What to do
Print word for word the first line of the listing below and every line after it, through the line with "string; disabled?: boolean". Leave out the pictures and the rest.

----- Provided material

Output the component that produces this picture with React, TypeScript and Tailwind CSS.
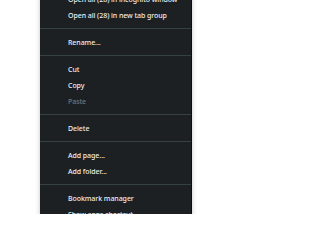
import React from "react";

type Item = { label: string; disabled?: boolean } | "sep";

const items: Item[] = [
  { label: "Open all (28) in incognito window" },
  { label: "Open all (28) in new tab group" },
  "sep",
  { label: "Rename..." },
  "sep",
  { label: "Cut" },
  { label: "Copy" },
  { label: "Paste", disabled: true },
  "sep",
  { label: "Delete" },
  "sep",
  { label: "Add page..." },
  { label: "Add folder..." },
  "sep",
  { label: "Bookmark manager" },
  { label: "Show apps shortcut" },
  { label: "Show tab groups" },
];

export default function App() {
  return (
    <div className="w-[320px] h-[214px] overflow-hidden bg-white relative">
      <div
        className="ml-[40px] w-[152px] -mt-[9px] bg-[#1c2023] border-r border-[#0b0d0e] shadow-[0_0_5px_rgba(0,0,0,0.22)] flex flex-col"
        style={{ fontFamily: '"Noto Sans", "Open Sans", sans-serif' }}
      >
        {items.map((it, i) =>
          it === "sep" ? (
            <div key={i} className="py-[5px]">
              <div className="h-px bg-[#364242]" />
            </div>
          ) : (
            <div
              key={i}
              className={`h-[16px] pl-[28px] pt-px flex items-center text-[7px] font-medium tracking-[-0.06px] leading-none whitespace-nowrap ${
                it.disabled ? "text-[#73787b]" : "text-[#eceef0]"
              }`}
            >
              {it.label}
            </div>
          )
        )}
      </div>
    </div>
  );
}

----------

Answer below
Output the component that produces this picture with React, TypeScript and Tailwind CSS.
import React from "react";

type Item = { label: string; disabled?: boolean } | "sep";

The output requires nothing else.